DSC_0275It’s only a matter of weeks until the in-depth presentations night, so I’m going to start planning and building my learning center. Lucky for me, this won’t require a whole lot of work. In fact, I actually planned out the whole thing while eating dinner in around five minutes.

My general plan is to branch out from the standard poster board and paper idea, instead turning to a display that isn’t fully self-explanatory, and instead will prompt people to ask questions. This will involve a mostly visually based presentation. The pieces that I will be needing are my downhill bike, as well as a (possibly) dirt jumper style bike which I also built over the course of the project. I will also have a laced but not trued wheel in a stand that will have a small amount of text displayed on it, making it more interesting than the standard display board. I will also have a selection of standard tools, as well as some more specific ones I got from Dave, displayed on a table. Finally, I will have a laptop playing a stop motion video of the entire bike build.

The stop motion video encases the entire project, showing the entire bike being built from the ground up. It took me six days to film, and another day to edit. The entire filming process consists of nearly two thousand pictures which are strung together to create the illusion of motion. The pictures were all taken by hand, and required over ten hours of work.
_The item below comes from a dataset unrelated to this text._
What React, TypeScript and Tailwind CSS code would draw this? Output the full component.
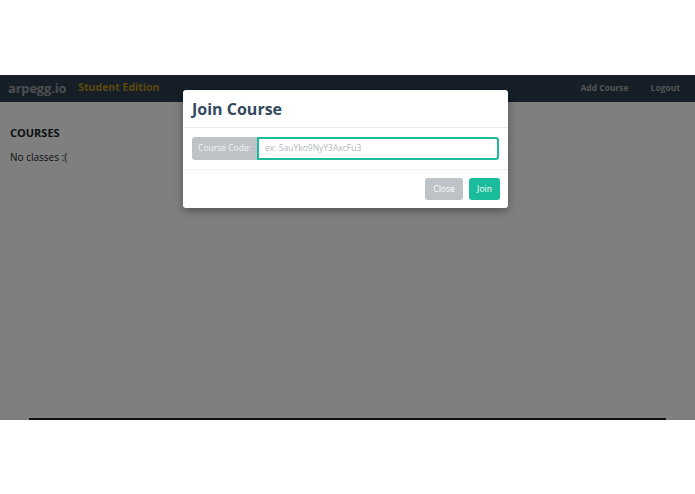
import React from 'react';

const font = { fontFamily: '"Open Sans", "Liberation Sans", sans-serif' };

export default function App() {
  return (
    <div className="w-[695px] h-[494px] bg-white overflow-hidden" style={font}>
      <div className="h-[75px]" />

      {/* 页面截图区域 */}
      <div className="relative h-[345px] bg-white">
        <nav className="h-[27px] bg-[#2c3e50] flex items-center px-2">
          <span className="text-[13px] font-bold text-[#999da1] tracking-[-0.2px]">arpegg.io</span>
          <span className="ml-[12px] text-[10.5px] font-bold text-[#b8901a] -mt-[1px]">Student Edition</span>
          <div className="ml-auto flex items-center gap-[22px] pr-[7px] text-[8.5px] font-bold text-[#a6a9ac]">
            <span>Add Course</span>
            <span>Logout</span>
          </div>
        </nav>

        <main className="px-[10px] pt-[23px]">
          <h2 className="text-[11px] font-bold text-[#161f28]">COURSES</h2>
          <p className="mt-[8px] text-[10px] text-[#1a1a1a]">No classes :(</p>
        </main>

        <div className="absolute left-[29px] right-[29px] bottom-[0px] h-[2px] bg-[#222]" />

        {/* 遮罩层 */}
        <div className="absolute inset-0 bg-black/50" />

        {/* 弹窗 */}
        <div className="absolute left-[183px] top-[15px] w-[325px] bg-white rounded-[3px] shadow-[0_3px_8px_rgba(0,0,0,0.35)]">
          <div className="h-[38px] px-[9px] flex items-center border-b border-[#eeeeee]">
            <h1 className="text-[16px] font-bold text-[#34495e]">Join Course</h1>
          </div>
          <div className="px-[9px] py-[9px] border-b border-[#eeeeee]">
            <div className="flex h-[23px]">
              <div className="w-[65px] bg-[#bdc3c7] rounded-l-[3px] flex items-center justify-center text-[8.5px] text-[#f4f5f6]">
                Course Code:
              </div>
              <div className="flex-1 border-2 border-[#1abc9c] rounded-r-[3px] flex items-center px-[6px] text-[8.5px] text-[#b3b8bb]">
                ex: 5auYko9NyY3AxcFu3
              </div>
            </div>
          </div>
          <div className="h-[38px] flex items-center justify-end gap-[6px] px-[8px]">
            <button className="h-[22px] w-[38px] bg-[#bdc3c7] rounded-[3px] text-[8.5px] text-white">Close</button>
            <button className="h-[22px] w-[31px] bg-[#1abc9c] rounded-[3px] text-[8.5px] text-white">Join</button>
          </div>
        </div>
      </div>
    </div>
  );
}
On the first day of filming, I was building the wheel. I took a picture for every spoke placed in the wheel, so the entire wheel building process took an hour longer than usual. Next I took apart the front brake, and filmed it having parts replaced and rebuilt. I needed to rebuild the brake anyways, so the stop motion was just convenient to do at the time. The next day of filming was to show the fork being repaired. The fork I used was not the Boxxer shown in the final product, it was instead the Totem that I had been using before. After repairing the original fork, I moved on to filming the new fork being repaired. This consisted of a very short clip, in which I am spray painting the worn out lowers.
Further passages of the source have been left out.